In most cases, everything laid out here, EMERGE is trading at a significant discount to peers. We're sitting at about 0.7x-0.8 x revenue and also with a significant discount if you look at it from an EBITDA perspective. Final slide. 30 seconds on this one. It really excites me. Th is is sort of the flywheel in motion. If we look out three years, four years, five years. What could EMERGE look like, right? This is what we articulated, and I articulated in our shareholder letter, which is available on our corporate website, emerge-commerce.com. Essentially, we're looking at. By the way, before I mention this point.
If anyone has any questions, feel free to type them in the Q&A, and I will be addressing some of those afterwards, if anyone has, anything there. Plus, we have a few that came through the EMERGE, network. I see we have a couple of Q&A already here, but if anyone has them, in the last few minutes. We have on the one end truLOCAL, the face of Canadian food tech. It is our flagship brand. It's about 50%+ of our revenue. We have peers in our space. We have adjacent peers. Everything in local food, I should say, healthy living. It has to be Canadian. We are focused strictly on the Canadian market for this one for the foreseeable future.

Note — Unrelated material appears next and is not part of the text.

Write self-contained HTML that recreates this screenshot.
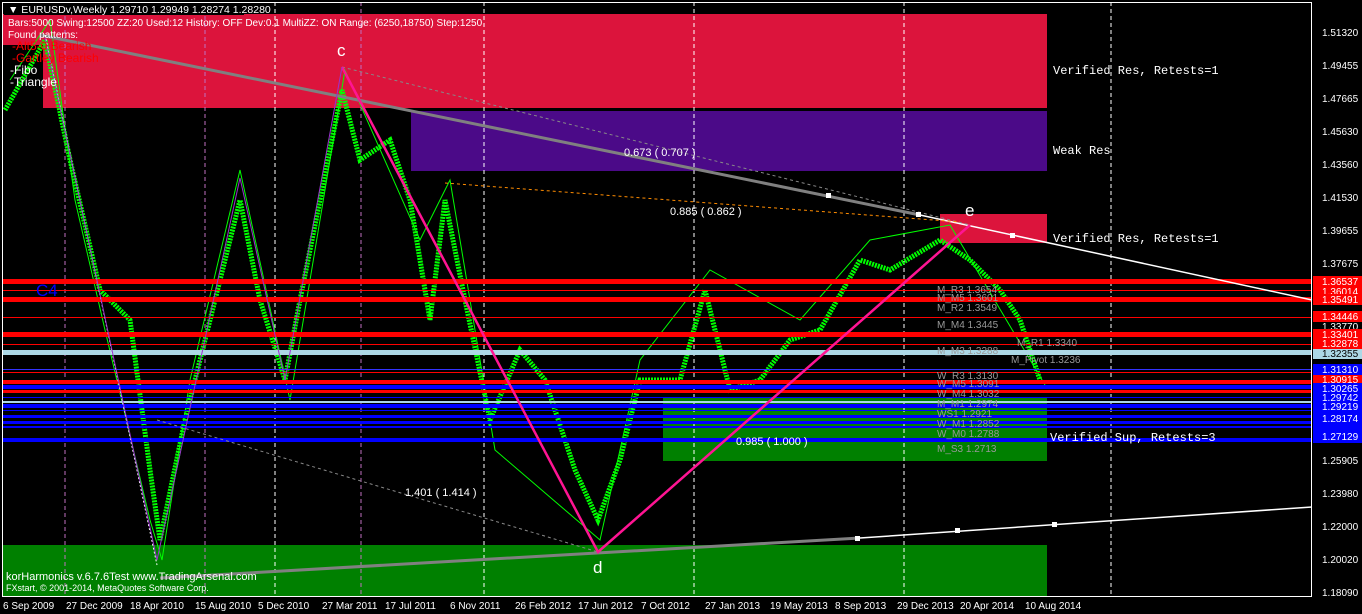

Corporate gifting, which is kinda like if you know Omaha Steaks, they do a great job. ButcherBox is obviously the truLOCAL equivalent. But there's many different groups here that we're circling over time. Nothing rushed, nothing overnight. Same thing with the golf business. We got three brands, 400,000 members, and that's awesome. Now with the addition of EMERGE B2B, we really sort of layer in this advantage of an additional suite of e-commerce tools and apps to strengthen the portfolio. Combined, we think there's an amazing TAM in each of these opportunities, but together they're stronger, and we're taking a stab at really reimagining the marriage of D2C and B2B under EMERGE. With that, I will open it up to questions and see what we got here.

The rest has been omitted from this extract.